* Work to be completed: Search the data below for the word "styles" and copy each line that holds it.

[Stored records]
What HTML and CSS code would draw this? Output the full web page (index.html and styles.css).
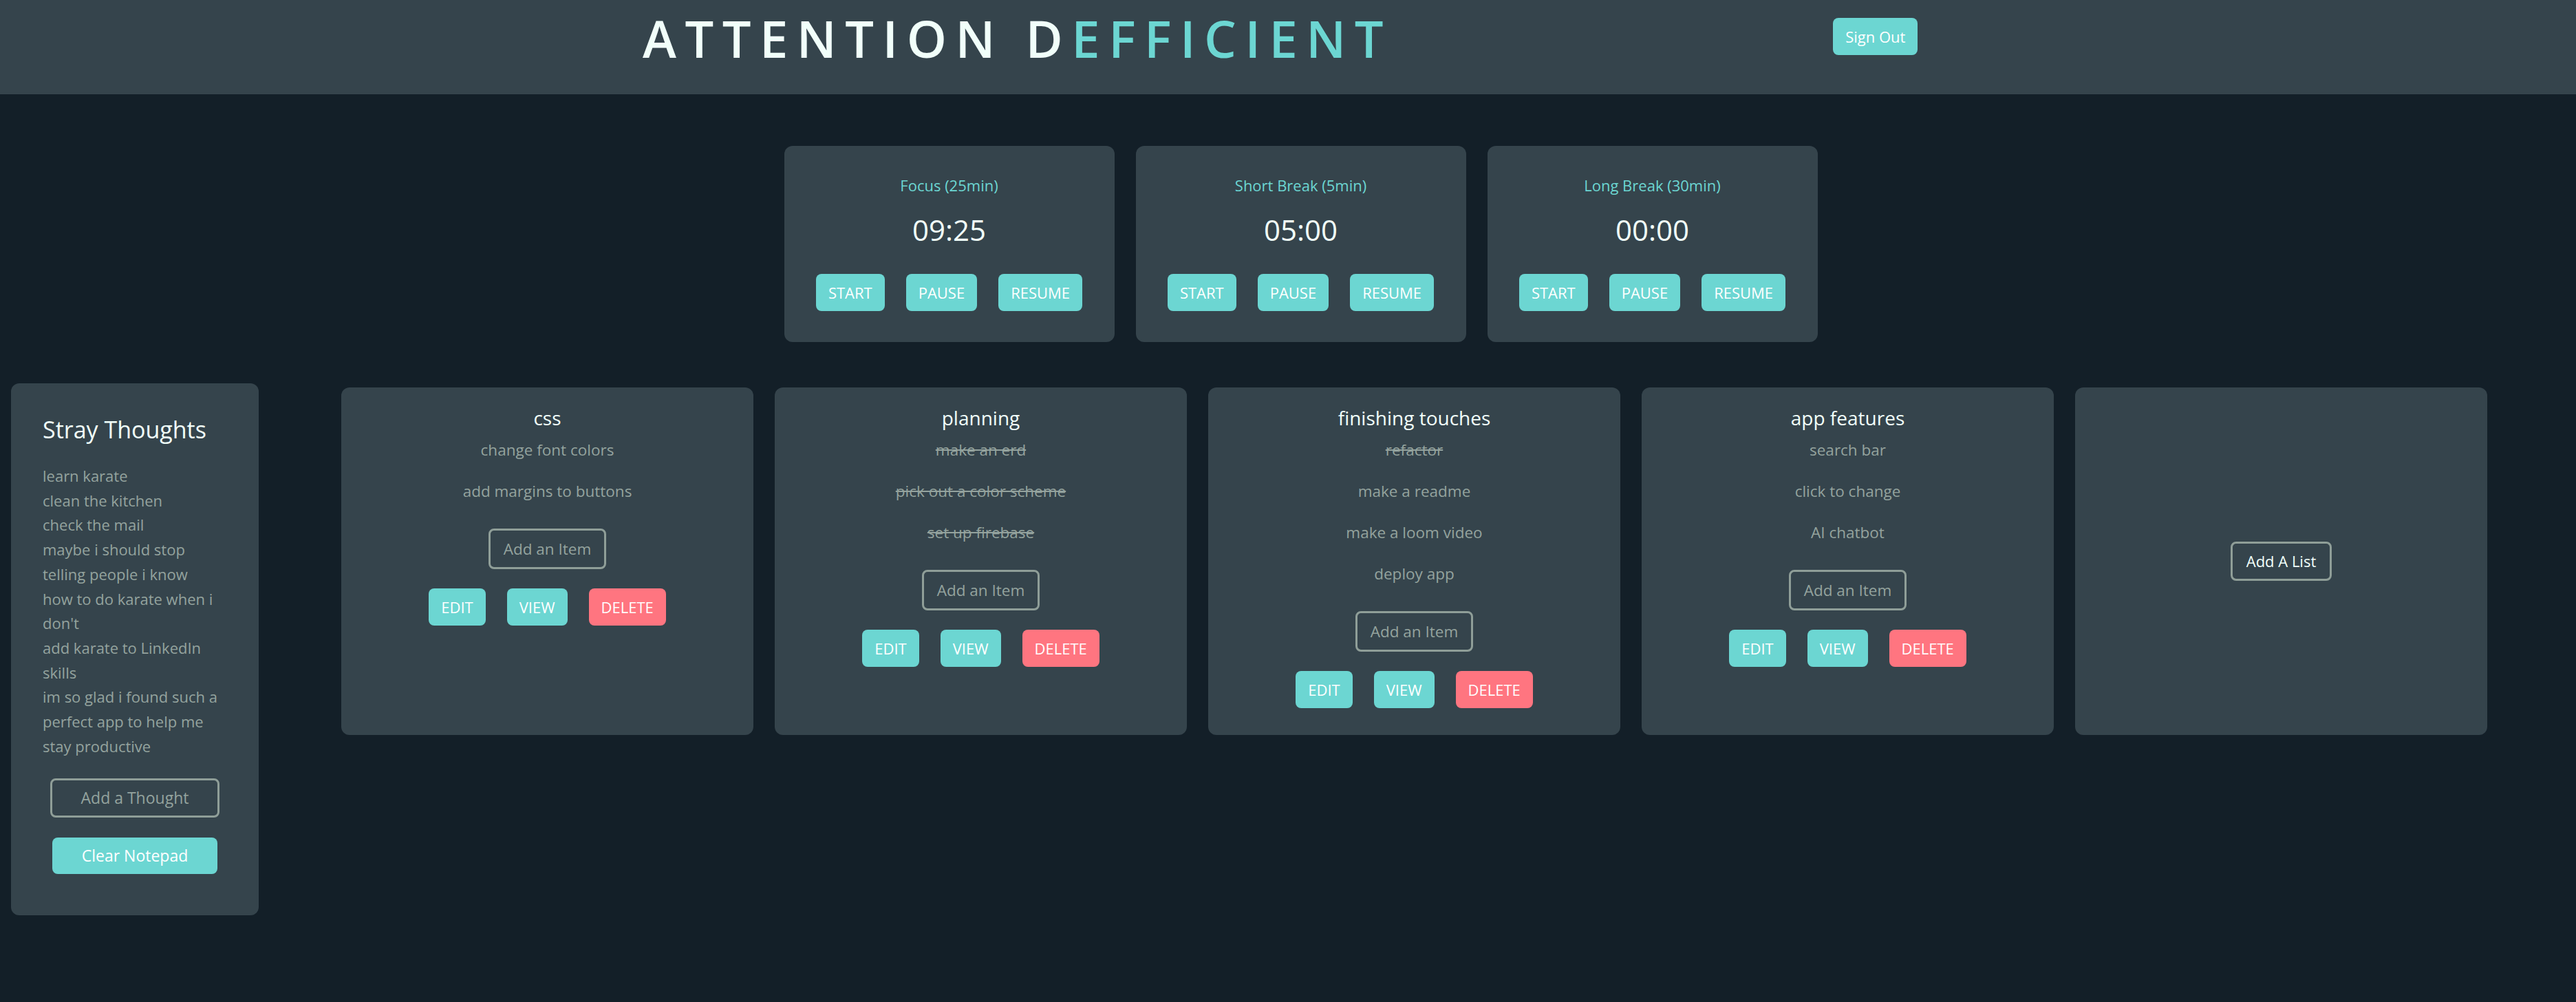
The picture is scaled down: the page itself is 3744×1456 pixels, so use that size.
FILE: index.html
```html
<!DOCTYPE html>
<html lang="en">
<head>
<meta charset="utf-8">
<title>Attention Defficient</title>
<link rel="stylesheet" href="styles.css">
</head>
<body>
<header class="topbar">
  <h1 class="brand">ATTENTION D<span class="brand-accent">EFFICIENT</span></h1>
  <button class="btn btn-teal btn-signout">Sign Out</button>
</header>

<main class="main">
  <section class="timers">
    <div class="timer-card">
      <div class="timer-label">Focus (25min)</div>
      <div class="timer-time">09:25</div>
      <div class="btn-row">
        <button class="btn btn-teal">START</button>
        <button class="btn btn-teal">PAUSE</button>
        <button class="btn btn-teal">RESUME</button>
      </div>
    </div>
    <div class="timer-card">
      <div class="timer-label">Short Break (5min)</div>
      <div class="timer-time">05:00</div>
      <div class="btn-row">
        <button class="btn btn-teal">START</button>
        <button class="btn btn-teal">PAUSE</button>
        <button class="btn btn-teal">RESUME</button>
      </div>
    </div>
    <div class="timer-card">
      <div class="timer-label">Long Break (30min)</div>
      <div class="timer-time">00:00</div>
      <div class="btn-row">
        <button class="btn btn-teal">START</button>
        <button class="btn btn-teal">PAUSE</button>
        <button class="btn btn-teal">RESUME</button>
      </div>
    </div>
  </section>

  <section class="workspace">
    <aside class="notepad">
      <h2 class="notepad-title">Stray Thoughts</h2>
      <ul class="thoughts">
        <li>learn karate</li>
        <li>clean the kitchen</li>
        <li>check the mail</li>
        <li>maybe i should stop telling people i know how to do karate when i don't</li>
        <li>add karate to LinkedIn skills</li>
        <li>im so glad i found such a perfect app to help me stay productive</li>
      </ul>
      <button class="btn btn-outline btn-thought">Add a Thought</button>
      <button class="btn btn-teal btn-clear">Clear Notepad</button>
    </aside>

    <div class="lists">
      <div class="list-card">
        <h3 class="list-title">css</h3>
        <ul class="items">
          <li>change font colors</li>
          <li>add margins to buttons</li>
        </ul>
        <button class="btn btn-outline btn-add-item">Add an Item</button>
        <div class="btn-row list-actions">
          <button class="btn btn-teal">EDIT</button>
          <button class="btn btn-teal">VIEW</button>
          <button class="btn btn-red">DELETE</button>
        </div>
      </div>

      <div class="list-card">
        <h3 class="list-title">planning</h3>
        <ul class="items">
          <li class="done">make an erd</li>
          <li class="done">pick out a color scheme</li>
          <li class="done">set up firebase</li>
        </ul>
        <button class="btn btn-outline btn-add-item">Add an Item</button>
        <div class="btn-row list-actions">
          <button class="btn btn-teal">EDIT</button>
          <button class="btn btn-teal">VIEW</button>
          <button class="btn btn-red">DELETE</button>
        </div>
      </div>

      <div class="list-card">
        <h3 class="list-title">finishing touches</h3>
        <ul class="items">
          <li class="done">refactor</li>
          <li>make a readme</li>
          <li>make a loom video</li>
          <li>deploy app</li>
        </ul>
        <button class="btn btn-outline btn-add-item">Add an Item</button>
        <div class="btn-row list-actions">
          <button class="btn btn-teal">EDIT</button>
          <button class="btn btn-teal">VIEW</button>
          <button class="btn btn-red">DELETE</button>
        </div>
      </div>

      <div class="list-card">
        <h3 class="list-title">app features</h3>
        <ul class="items">
          <li>search bar</li>
          <li>click to change</li>
          <li>AI chatbot</li>
        </ul>
        <button class="btn btn-outline btn-add-item">Add an Item</button>
        <div class="btn-row list-actions">
          <button class="btn btn-teal">EDIT</button>
          <button class="btn btn-teal">VIEW</button>
          <button class="btn btn-red">DELETE</button>
        </div>
      </div>

      <div class="list-card list-card-new">
        <button class="btn btn-outline btn-add-list">Add A List</button>
      </div>
    </div>
  </section>
</main>
</body>
</html>
```

FILE: styles.css
```css
* { box-sizing: border-box; }

html, body {
  margin: 0;
  padding: 0;
}

body {
  background: #131f28;
  font-family: "Open Sans", "Noto Sans", sans-serif;
  color: #f1fffa;
  min-height: 1456px;
}

/* ---------- header ---------- */
.topbar {
  height: 137px;
  background: #35444c;
  display: flex;
  align-items: flex-start;
  padding-left: 934px;
}

.brand {
  margin: 5px 0 0 0;
  font-size: 74px;
  font-weight: 600;
  letter-spacing: 12.5px;
  line-height: 101px;
  color: #f1fffa;
  white-space: nowrap;
}

.brand-accent { color: #6cd6d2; }

.btn-signout {
  margin-top: 26px;
  margin-left: 641px;
  font-size: 23.5px;
  padding: 11px 18px;
  line-height: 32px;
}

/* ---------- buttons ---------- */
.btn {
  font-family: "Open Sans", "Noto Sans", sans-serif;
  font-size: 22px;
  line-height: 30px;
  border: none;
  border-radius: 8px;
  padding: 12px 18px;
  color: #ffffff;
  cursor: pointer;
  white-space: nowrap;
}

.btn-teal { background: #6cd6d2; }
.btn-red { background: #ff7580; }

.btn-outline {
  background: transparent;
  border: 3px solid #8f9e98;
  color: #94a39e;
}

.btn-row {
  display: flex;
  justify-content: center;
  gap: 31px;
}

/* ---------- timers ---------- */
.timers {
  display: flex;
  justify-content: center;
  gap: 31px;
  padding-left: 37px;
  margin-top: 75px;
}

.timer-card {
  width: 480px;
  height: 285px;
  background: #35444c;
  border-radius: 12px;
  display: flex;
  flex-direction: column;
  align-items: center;
  padding-top: 42px;
}

.timer-label {
  font-size: 22px;
  line-height: 30px;
  color: #6cd6d2;
}

.timer-time {
  margin-top: 21px;
  font-size: 42px;
  line-height: 57px;
  color: #f1fffa;
}

.timer-card .btn-row { margin-top: 36px; }

/* ---------- workspace ---------- */
.workspace {
  display: flex;
  align-items: flex-start;
  margin-top: 60px;
  padding-left: 16px;
  gap: 120px;
}

.notepad {
  width: 360px;
  background: #35444c;
  border-radius: 12px;
  padding: 44px 0 60px 46px;
  display: flex;
  flex-direction: column;
}

.notepad-title {
  margin: 0;
  font-size: 34px;
  font-weight: 400;
  line-height: 46px;
  color: #f1fffa;
}

.thoughts {
  list-style: none;
  margin: 27px 0 0 0;
  padding: 0;
  width: 258px;
  font-size: 22px;
  line-height: 35.7px;
  color: #94a39e;
}

.btn-thought {
  align-self: flex-start;
  margin: 29px 0 0 11px;
  width: 246px;
  font-size: 23px;
  padding: 9px 0;
  line-height: 33px;
}

.btn-clear {
  align-self: flex-start;
  margin: 29px 0 0 14px;
  width: 240px;
  font-size: 23px;
  padding: 11px 0;
  line-height: 31px;
}

/* ---------- lists ---------- */
.lists {
  display: flex;
  gap: 31px;
  margin-top: 6px;
}

.list-card {
  width: 599px;
  height: 505px;
  background: #35444c;
  border-radius: 12px;
  display: flex;
  flex-direction: column;
  align-items: center;
  padding-top: 25px;
}

.list-title {
  margin: 0;
  font-size: 28px;
  font-weight: 400;
  line-height: 38px;
  color: #f1fffa;
}

.items {
  list-style: none;
  margin: 13px 0 0 0;
  padding: 0;
  display: flex;
  flex-direction: column;
  align-items: center;
  gap: 30px;
  font-size: 22.5px;
  line-height: 30px;
  color: #94a39e;
}

.items .done { text-decoration: line-through; }

.btn-add-item {
  margin-top: 39px;
  padding: 10px 19px;
  line-height: 33px;
  font-size: 22.5px;
}

.list-actions { margin-top: 28px; }

.list-card-new {
  justify-content: center;
  padding-top: 0;
}

.btn-add-list {
  color: #f1fffa;
  padding: 9px 20px;
  line-height: 33px;
}
```
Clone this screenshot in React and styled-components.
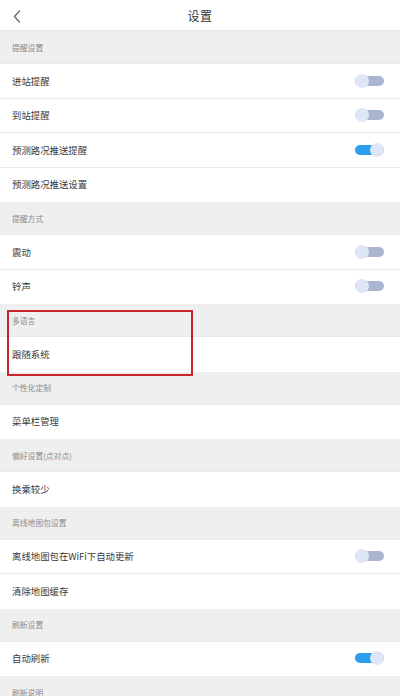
import React from 'react';
import styled, { createGlobalStyle } from 'styled-components';

const GlobalStyle = createGlobalStyle`
  html, body {
    margin: 0;
    padding: 0;
    background: #ffffff;
    font-family: "Noto Sans CJK SC", "Noto Sans", sans-serif;
  }
`;

const Page = styled.div`
  width: 400px;
  height: 696px;
  overflow: hidden;
  background: #ffffff;
`;

const Header = styled.div`
  height: 31px;
  display: flex;
  align-items: center;
  justify-content: center;
  position: relative;
  border-bottom: 1px solid #e6e6e6;
  box-sizing: border-box;
`;

const BackButton = styled.div`
  position: absolute;
  left: 11px;
  top: 8px;
  width: 12px;
  height: 16px;
  display: flex;
  align-items: center;
  justify-content: center;
`;

const Title = styled.div`
  font-size: 12px;
  color: #333333;
  letter-spacing: 0.5px;
`;

const SectionHeader = styled.div`
  height: 33px;
  display: flex;
  align-items: center;
  padding-left: 12px;
  background: #efefef;
  font-size: 7.8px;
  color: #8c8c8c;
  box-sizing: border-box;
  border-bottom: 1px solid #e9e9e9;
`;

const Row = styled.div`
  height: 34.5px;
  display: flex;
  align-items: center;
  justify-content: space-between;
  padding: 0 16px 0 12px;
  background: #ffffff;
  box-sizing: border-box;
  border-bottom: 1px solid ${({ $last }) => ($last ? 'transparent' : '#ececec')};
`;

const Label = styled.span`
  font-size: 9.4px;
  color: #3a3a3a;
`;

const Track = styled.div`
  position: relative;
  width: 29px;
  height: 14px;
  display: flex;
  align-items: center;
`;

const Rail = styled.div`
  width: 100%;
  height: 10px;
  border-radius: 5px;
  background: ${({ $on }) => ($on ? '#2c9ef0' : '#a9b5d1')};
`;

const Knob = styled.div`
  position: absolute;
  top: 0;
  ${({ $on }) => ($on ? 'right: 0;' : 'left: 0;')}
  width: 14px;
  height: 14px;
  border-radius: 50%;
  background: #dfe6f7;
`;

const Group = styled.div`
  position: relative;
`;

const Highlight = styled.div`
  position: absolute;
  z-index: 2;
  left: 7px;
  top: 6px;
  width: 186px;
  height: 66px;
  border: 2px solid #c8262c;
  box-sizing: border-box;
  pointer-events: none;
`;

function Toggle({ on }) {
  return (
    <Track>
      <Rail $on={on} />
      <Knob $on={on} />
    </Track>
  );
}

const sections = [
  {
    title: '提醒设置',
    rows: [
      { label: '进站提醒', toggle: false },
      { label: '到站提醒', toggle: false },
      { label: '预测路况推送提醒', toggle: true },
      { label: '预测路况推送设置' },
    ],
  },
  {
    title: '提醒方式',
    rows: [
      { label: '震动', toggle: false },
      { label: '铃声', toggle: false },
    ],
  },
  { title: '多语言', rows: [{ label: '跟随系统' }], highlight: true },
  { title: '个性化定制', rows: [{ label: '菜单栏管理' }] },
  { title: '偏好设置(点对点)', rows: [{ label: '换乘较少' }] },
  {
    title: '离线地图包设置',
    rows: [
      { label: '离线地图包在WiFi下自动更新', toggle: false },
      { label: '清除地图缓存' },
    ],
  },
  { title: '刷新设置', rows: [{ label: '自动刷新', toggle: true }] },
  { title: '刷新说明', rows: [] },
];

export default function App() {
  return (
    <Page>
      <GlobalStyle />
      <Header>
        <BackButton>
          <svg width="8" height="13" viewBox="0 0 8 13" fill="none">
            <path d="M6.5 1L1.5 6.5L6.5 12" stroke="#666" strokeWidth="1.3" strokeLinecap="round" strokeLinejoin="round" />
          </svg>
        </BackButton>
        <Title>设置</Title>
      </Header>
      {sections.map((s) => (
        <Group key={s.title}>
          <SectionHeader>{s.title}</SectionHeader>
          {s.rows.map((r, i) => (
            <Row key={r.label} $last={i === s.rows.length - 1}>
              <Label>{r.label}</Label>
              {r.toggle !== undefined && <Toggle on={r.toggle} />}
            </Row>
          ))}
          {s.highlight && <Highlight />}
        </Group>
      ))}
    </Page>
  );
}
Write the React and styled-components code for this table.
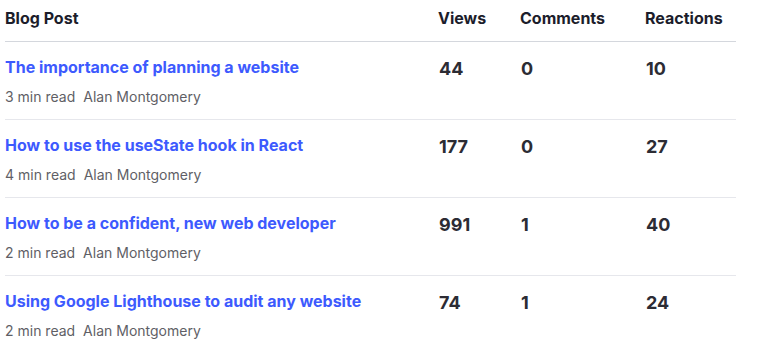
import React from "react";
import styled, { createGlobalStyle } from "styled-components";

const posts = [
  { title: "The importance of planning a website", read: "3 min read", views: 44, comments: 0, reactions: 10 },
  { title: "How to use the useState hook in React", read: "4 min read", views: 177, comments: 0, reactions: 27 },
  { title: "How to be a confident, new web developer", read: "2 min read", views: 991, comments: 1, reactions: 40 },
  { title: "Using Google Lighthouse to audit any website", read: "2 min read", views: 74, comments: 1, reactions: 24 },
];

export default function App() {
  return (
    <>
      <GlobalStyle />
      <Wrapper>
        <Table>
          <colgroup>
            <col style={{ width: 433 }} />
            <col style={{ width: 82 }} />
            <col style={{ width: 125 }} />
            <col style={{ width: 91 }} />
          </colgroup>
          <thead>
            <tr>
              <Th>Blog Post</Th>
              <Th>Views</Th>
              <Th>Comments</Th>
              <Th>Reactions</Th>
            </tr>
          </thead>
          <tbody>
            {posts.map((p, i) => (
              <Row key={i} last={i === posts.length - 1}>
                <PostCell>
                  <Title href="#">{p.title}</Title>
                  <Meta>
                    <span>{p.read}</span>
                    <span>Alan Montgomery</span>
                  </Meta>
                </PostCell>
                <Num>{p.views}</Num>
                <Num>{p.comments}</Num>
                <Num>{p.reactions}</Num>
              </Row>
            ))}
          </tbody>
        </Table>
      </Wrapper>
    </>
  );
}

const GlobalStyle = createGlobalStyle`
  body {
    margin: 0;
    background: #fff;
    font-family: Inter, "Noto Sans", sans-serif;
  }
`;

const Wrapper = styled.div`
  padding: 0 0 0 5px;
`;

const Table = styled.table`
  width: 731px;
  border-collapse: collapse;
  table-layout: fixed;
`;

const Th = styled.th`
  text-align: left;
  padding: 8px 0 13px 0;
  font-size: 16px;
  font-weight: 650;
  color: #1c1d2b;
  border-bottom: 1px solid #d4d7dd;
  line-height: 20px;
`;

const Row = styled.tr`
  td {
    border-bottom: ${(p) => (p.last ? "none" : "1px solid #e6e7ec")};
  }
`;

const PostCell = styled.td`
  padding: 15px 0 12px 0;
  vertical-align: top;
`;

const Title = styled.a`
  display: block;
  font-size: 16px;
  font-weight: 650;
  line-height: 20px;
  color: #3d5afe;
  text-decoration: none;
`;

const Meta = styled.div`
  display: flex;
  gap: 8px;
  margin-top: 10px;
  font-size: 14px;
  line-height: 20px;
  color: #5f5f66;
`;

const Num = styled.td`
  vertical-align: top;
  padding: 16px 0 0 1px;
  font-size: 18px;
  font-weight: 650;
  line-height: 22px;
  color: #2c2c34;
`;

* Solution for this exercise:
What HTML and CSS code would draw this? Output the full web page (index.html and styles.css).
<link rel="stylesheet" href="styles.css">
FILE: styles.css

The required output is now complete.